No matter what any person’s political, religious or social perspective, the freedom to follow it or fulfill it always can be restricted or repressed by “free speech” of others. Repression and oppression depend on “free speech.” No mob ever lynched anyone in silence. No group ever burned any book or person without speech. No one ever was wrongfully executed or imprisoned based on falsehoods without words. No people ever conspired to murder, rob, rape or enslave another person or people without speech. No concentration camp ever was built and filled before the minds of many were molded to such purpose.
No popular war was started or perpetuated without much speech. Speech and speakers for many decades before 1776 made the American Revolution and the Revolutionary War popular. Even so, the war was opposed by a huge percentage of Americans. Before and during the war, many great patriots who profoundly opposed abuses of legislation and adjudication by Parliament and the King (or the King’s judges) thought America (with no army or navy to speak of) simply could not win a war against the great might of Great Britain. Many other colonials simply were comfortable that life controlled by Parliament already was as good as it gets.

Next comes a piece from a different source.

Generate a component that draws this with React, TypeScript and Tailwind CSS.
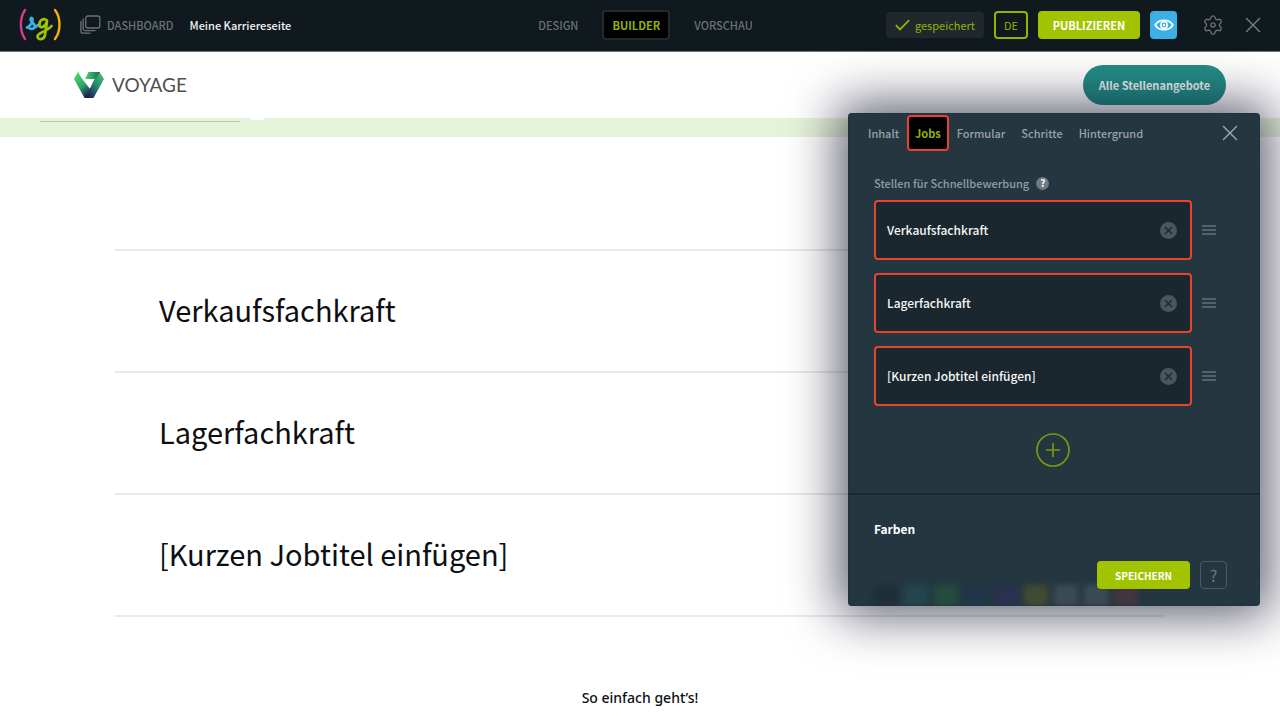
import { useState } from "react";

const topNav = ["DESIGN", "BUILDER", "VORSCHAU"];
const tabs = ["Inhalt", "Jobs", "Formular", "Schritte", "Hintergrund"];
const jobs = ["Verkaufsfachkraft", "Lagerfachkraft", "[Kurzen Jobtitel einfügen]"];
const swatches = [
  "bg-[#1b2a33]",
  "bg-[#24505a]",
  "bg-[#275a3d]",
  "bg-[#1d3652]",
  "bg-[#2e2f58]",
  "bg-[#545a2c]",
  "bg-[#4a5a64]",
  "bg-[#4a5a64]",
  "bg-[#59353e]",
];

function BrandLogo() {
  return (
    <svg width="44" height="36" viewBox="0 0 44 36" fill="none" strokeLinecap="round" strokeLinejoin="round" aria-hidden="true">
      <path d="M7 3C1.500 11 1.500 24 7 32" stroke="#d63a8e" strokeWidth="2.400" />
      <path d="M37 3C43 11 43 24 37 32" stroke="#f9b000" strokeWidth="2.400" />
      <path d="M9 20.500C12.500 19 15 15 14.500 12C14 9.500 11.500 12 13.500 14.500C15.500 17 18 18 16.500 20.500C15 22.500 11.500 22 10.500 20.500M16.500 20.500L20.500 18" stroke="#3bb0e6" strokeWidth="2.700" />
      <path d="M29 13.500C25.500 10.500 21 13.500 21.500 18C22 22 27 20.500 29 14.500L27 28C26 33.500 19.500 33 19.500 29.500C19.500 25.500 29 24.500 33.500 19" stroke="#a2c400" strokeWidth="2.700" />
    </svg>
  );
}

function StackIcon() {
  return (
    <svg width="22" height="19" viewBox="0 0 22 19" fill="none" stroke="currentColor" strokeWidth="1.300" aria-hidden="true">
      <rect x="5.800" y="1" width="14" height="12" rx="2" />
      <path d="M3.200 3.800V13.700a2 2 0 0 0 2 2H15M0.900 6.500V16.200a2 2 0 0 0 2 2H10" strokeLinecap="round" />
    </svg>
  );
}

function VoyageMark() {
  return (
    <svg width="30" height="28" viewBox="0 0 30 28" aria-hidden="true">
      <defs>
        <linearGradient id="left" x1="0" y1="0" x2="0.600" y2="1">
          <stop offset="0" stopColor="#4fe06a" />
          <stop offset="0.550" stopColor="#2fa968" />
          <stop offset="1" stopColor="#1d1f55" />
        </linearGradient>
        <linearGradient id="right" x1="1" y1="0" x2="0.100" y2="1">
          <stop offset="0" stopColor="#45cf6b" />
          <stop offset="0.500" stopColor="#268a70" />
          <stop offset="1" stopColor="#201b52" />
        </linearGradient>
        <linearGradient id="top" x1="0" y1="0" x2="1" y2="0">
          <stop offset="0" stopColor="#48d66a" />
          <stop offset="0.550" stopColor="#2c9a60" />
          <stop offset="1" stopColor="#206353" />
        </linearGradient>
      </defs>
      <path d="M4 1L0 8L10.500 27H17.500L19.500 22.500L16.500 18.500L7.500 7Z" fill="url(#left)" />
      <path d="M25.500 1L30 8L19.500 27H13L15.500 18.500L20.500 8Z" fill="url(#right)" />
      <path d="M14.500 1H26L21.500 8H11Z" fill="url(#top)" />
    </svg>
  );
}

function GearIcon() {
  return (
    <svg width="22" height="22" viewBox="0 0 24 24" fill="none" stroke="currentColor" strokeWidth="1.500" strokeLinejoin="round" aria-hidden="true">
      <path d="M9.671 4.136a2.340 2.340 0 0 1 4.659 0 2.340 2.340 0 0 0 3.319 1.915 2.340 2.340 0 0 1 2.330 4.033 2.340 2.340 0 0 0 0 3.831 2.340 2.340 0 0 1-2.330 4.033 2.340 2.340 0 0 0-3.319 1.915 2.340 2.340 0 0 1-4.659 0 2.340 2.340 0 0 0-3.320-1.915 2.340 2.340 0 0 1-2.330-4.033 2.340 2.340 0 0 0 0-3.831A2.340 2.340 0 0 1 6.350 6.051a2.340 2.340 0 0 0 3.319-1.915" />
      <circle cx="12" cy="12" r="2.300" />
    </svg>
  );
}

function CloseIcon() {
  return (
    <svg width="16" height="16" viewBox="0 0 16 16" fill="none" stroke="currentColor" strokeWidth="1.400" strokeLinecap="round" aria-hidden="true">
      <path d="M1.500 1.500L14.500 14.500M14.500 1.500L1.500 14.500" />
    </svg>
  );
}

function EyeIcon() {
  return (
    <svg width="20" height="14" viewBox="0 0 20 14" fill="none" aria-hidden="true">
      <path d="M1.200 7C4.500 0.800 15.500 0.800 18.800 7C15.500 13.200 4.500 13.200 1.200 7Z" stroke="#fff" strokeWidth="1.600" />
      <circle cx="10" cy="7" r="3.200" stroke="#fff" strokeWidth="1.500" />
      <circle cx="10" cy="7" r="1.200" fill="#fff" />
    </svg>
  );
}

function AppBar() {
  return (
    <header className="relative z-20 grid h-[52px] grid-cols-[1fr_auto_1fr] items-center border-b border-[#777] bg-[#10191e] pr-[19px] pb-0.5 pl-[18px] text-[11px] leading-4">
      <div className="flex items-center">
        <a href="#start" aria-label="Startseite">
          <BrandLogo />
        </a>
        <a href="#dashboard" className="ml-[18px] flex items-center gap-[5px] font-medium text-[#6c7275]">
          <StackIcon />
          DASHBOARD
        </a>
        <span className="ml-4 font-medium text-[#f2f3f3]">Meine Karriereseite</span>
      </div>
      <nav className="flex items-center gap-6 pl-3">
        {topNav.map((item) => (
          <a
            key={item}
            href={"#" + item.toLowerCase()}
            className={
              item === "BUILDER"
                ? "flex h-[30px] items-center rounded border-2 border-[#23292e] bg-black px-2 font-bold text-[#93b300]"
                : "font-medium text-[#6c7275]"
            }
          >
            {item}
          </a>
        ))}
      </nav>
      <div className="flex items-center justify-end">
        <span className="flex h-[26px] items-center gap-[5px] rounded bg-[#20282d] px-[9px] text-[#93b300]">
          <svg width="15" height="12" viewBox="0 0 15 12" fill="none" stroke="currentColor" strokeWidth="1.800" aria-hidden="true">
            <path d="M0.800 6.200L5 10.500L14.200 1.200" />
          </svg>
          gespeichert
        </span>
        <button className="ml-[10px] h-7 w-[34px] rounded border-2 border-[#93b300] text-[#93b300]">DE</button>
        <button className="ml-[10px] h-7 w-[102px] rounded bg-[#a2c400] font-bold text-white">PUBLIZIEREN</button>
        <button aria-label="Ansicht" className="ml-[10px] flex h-7 w-[27px] items-center justify-center rounded bg-[#3bb0e6]">
          <EyeIcon />
        </button>
        <button aria-label="Einstellungen" className="ml-[25px] text-[#6c7275]">
          <GearIcon />
        </button>
        <button aria-label="Schließen" className="ml-[21px] text-[#7b8083]">
          <CloseIcon />
        </button>
      </div>
    </header>
  );
}

function JobField({ value, index }: { value: string; index: number }) {
  const [text, setText] = useState(value);
  return (
    <li className="flex items-center gap-[10px]">
      <div className="flex h-[60px] flex-1 items-center rounded border-2 border-[#e9432d] bg-[#1a272e] pr-[13px] pl-[11px]">
        <input
          aria-label={"Stelle " + (index + 1)}
          value={text}
          onChange={(event) => setText(event.target.value)}
          className="min-w-0 flex-1 bg-transparent text-xs leading-5 font-medium text-[#f5f6f6] outline-none"
        />
        <button
          aria-label="Stelle entfernen"
          onClick={() => setText("")}
          className="flex size-[17px] items-center justify-center rounded-full bg-[#4b565a] text-[#1a272e]"
        >
          <svg width="9" height="9" viewBox="0 0 9 9" fill="none" stroke="currentColor" strokeWidth="1.400" aria-hidden="true">
            <path d="M1 1L8 8M8 1L1 8" />
          </svg>
        </button>
      </div>
      <button aria-label="Stelle verschieben" className="text-[#53616a]">
        <svg width="14" height="10" viewBox="0 0 14 10" fill="none" stroke="currentColor" strokeWidth="2" aria-hidden="true">
          <path d="M0 1H14M0 5H14M0 9H14" />
        </svg>
      </button>
    </li>
  );
}

function EditorPanel() {
  return (
    <aside className="absolute top-[113px] right-5 z-10 w-[412px] rounded bg-[#243640] shadow-[0_0_50px_10px_rgba(10,10,38,0.65)] ring-1 ring-[#14303c]/40 ring-inset">
      <div className="flex h-10 items-center justify-between pr-[22px] pl-3">
        <nav className="flex items-center text-[11px] leading-4 font-medium">
          {tabs.map((tab) => (
            <a
              key={tab}
              href={"#" + tab.toLowerCase()}
              className={
                tab === "Jobs"
                  ? "flex h-9 items-center rounded border-2 border-[#e9432d] bg-black px-[6px] font-bold text-[#93b300]"
                  : "px-2 text-[#99a2a7]"
              }
            >
              {tab}
            </a>
          ))}
        </nav>
        <button aria-label="Panel schließen" className="text-[#a3abaf]">
          <CloseIcon />
        </button>
      </div>
      <section className="border-b-2 border-[#1a2a33] px-[26px] pt-[22px] pb-[26px]">
        <h2 className="flex items-center gap-[7px] text-[11px] leading-4 font-medium text-[#939da2]">
          Stellen für Schnellbewerbung
          <span className="flex size-[13px] items-center justify-center rounded-full bg-[#6e7a80] text-[10px] leading-none font-bold text-white">?</span>
        </h2>
        <ul className="mt-[9px] mr-[18px] flex flex-col gap-[13px]">
          {jobs.map((job, index) => (
            <JobField key={job} value={job} index={index} />
          ))}
        </ul>
        <div className="mt-[27px] mr-[2px] flex justify-center">
          <button aria-label="Stelle hinzufügen" className="text-[#7e9611]">
            <svg width="34" height="34" viewBox="0 0 34 34" fill="none" stroke="currentColor" strokeWidth="1.700" aria-hidden="true">
              <circle cx="17" cy="17" r="16" />
              <path d="M10 17H24M17 10V24" />
            </svg>
          </button>
        </div>
      </section>
      <h2 className="px-[26px] pt-6 text-xs leading-5 font-bold text-white">Farben</h2>
      <div className="relative flex h-[67px] items-end overflow-hidden pl-[26px]">
        <div className="flex gap-[6px] opacity-60 blur-[3px]" aria-hidden="true">
          {swatches.map((color, index) => (
            <span key={index} className={"h-[21px] w-6 " + color} />
          ))}
        </div>
        <div className="absolute right-[33px] bottom-[17px] flex items-center gap-[10px]">
          <button className="h-7 w-[93px] rounded bg-[#a2c400] text-[10px] font-bold text-white">SPEICHERN</button>
          <button className="h-7 w-[27px] rounded border border-[#4b5a63] text-base leading-4 text-[#6d7980]">?</button>
        </div>
      </div>
    </aside>
  );
}

export default function App() {
  return (
    <div className="relative h-screen overflow-hidden bg-white font-['Noto_Sans_CJK_SC',sans-serif]">
      <AppBar />
      <main>
        <div className="flex h-[66px] items-center justify-between pr-[54px] pl-[74px]">
          <a href="#voyage" className="flex items-center gap-2 font-['Lato',sans-serif] text-[19px] leading-6 text-[#505050]">
            <VoyageMark />
            VOYAGE
          </a>
          <button className="h-10 w-[143px] rounded-full bg-[#238d85] text-[11px] font-bold text-[#edf7f6]">Alle Stellenangebote</button>
        </div>
        <div className="flex h-[19px] items-start bg-[#e5f3d8] pl-10">
          <div className="mt-[3px] h-px w-[200px] bg-[#b9c4b1]" />
          <div className="ml-[10px] h-[2px] w-[14px] rounded-b-full bg-white" />
        </div>
        <div className="text-[#0c0f12]">
          <ul className="mx-auto mt-[112px] max-w-[1050px] border-t-2 border-[#e8e9ea]">
            {jobs.map((job) => (
              <li key={job} className="flex h-[122px] items-center border-b-2 border-[#e8e9ea] px-11 pb-1 text-[29px] leading-10 font-normal">
                {job}
              </li>
            ))}
          </ul>
          <p className="mt-[71px] text-center font-['Noto_Sans',sans-serif] text-sm leading-5 font-medium">So einfach geht’s!</p>
        </div>
      </main>
      <EditorPanel />
    </div>
  );
}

Speech and speakers in the 1770’s moved armies of Americans to take up arms to fight for particular propositions. Men fought determinedly and desperately for the words and spirit encapsulated in the heading and second paragraph of the 1776 Declaration that we call the Declaration of Independence. Men fought and laid down their very lives for “THE UNITED STATES OF AMERICA,” in which “all men” would be treated “equal” (with respect to “certain unalienable Rights,” including “Life, Liberty, and the Pursuit of Happiness”) by “Governments” that were “instituted” by such “Men” with only “just Powers” and only by “the Consent of the Governed.” They fought for “the Right of the People” to “institute” their own “Government” and “to alter or to abolish it” based on the “principles” and with the “Powers” and “in such Form, as to them [the People] shall seem most likely to effect their Safety and Happiness.”
Before long, speech and speakers (for decades before, during and after the Civil War) used very nearly the same speech as the speech that led to our independence, national union and Constitution to try to rip apart our nation and rip up our Constitution.
One of the most tragic truths and one of the saddest ironies about the Civil War pertained to extremely egregious abuse of “free speech.” Southern leaders (social, political and economic) for many decades before, during and after the Civil War used “free speech” to lead the people of southern states astray by abusing the words of our amazing 1776 Declaration and our awesome Constitution.
People in power (in the south) abused our great Declaration of Independence to justify secession and war, specifically, to secure “states’ rights” to enslave vast numbers of men, women and children based on an utterly arbitrary so-called determination or supposed divine right. They purported to “hold” certain “truths” to be “self-evident,” including that some people absolutely should have absolute arbitrary power over the “Life, Liberty,” and “Happiness” of other people.
With mere “free speech,” a relatively small number of southern leaders (because they had enslaved people) led vast numbers of free men, the vast majority of whom never did, never would and never expected to own even one other person. With mere “free speech,” southern leaders misled many free men to fight for the “principle” that it was “the right” of a small minority of people in power to have absolute arbitrary power over other people. With mere “free speech,” a relatively small number of people in power led the vast majority of the people in most southern states to actually believe, vehemently assert, vigorously strive to kill other Americans, and even throw away their own lives with reckless enthusiasm for the so-called “rights” of the people in power in some states to treat some people as their property. With mere “free speech,” people in power led vast numbers of free people (who worked hard to live humble lives) to fight for “the right” of only a few to live on palatial estates or in princely mansions with enslaved servants.
It is hard to imagine anything in America being more antithetical to the words and spirit of the Declaration of Independence, the original Constitution and the Bill of Rights than the words and spirit that carried the south into and through the Civil War. And yet, for more than 150 years after America rejected and corrected the speech and speakers that caused the Civil War, mere “free speech” has led too many to believe that the Lost Cause of the Confederacy was a just cause and even a viable cause.
Everyone knows “the devil can cite scripture for his own purposes,” but not everyone knows when it’s the devil who’s speaking. It's safe to say that anyplace that absolute free speech reigns in political speech, it will lead to absolute despotism. Free speech and repressed speech should be seen as two sides of the same old badly beaten up coin.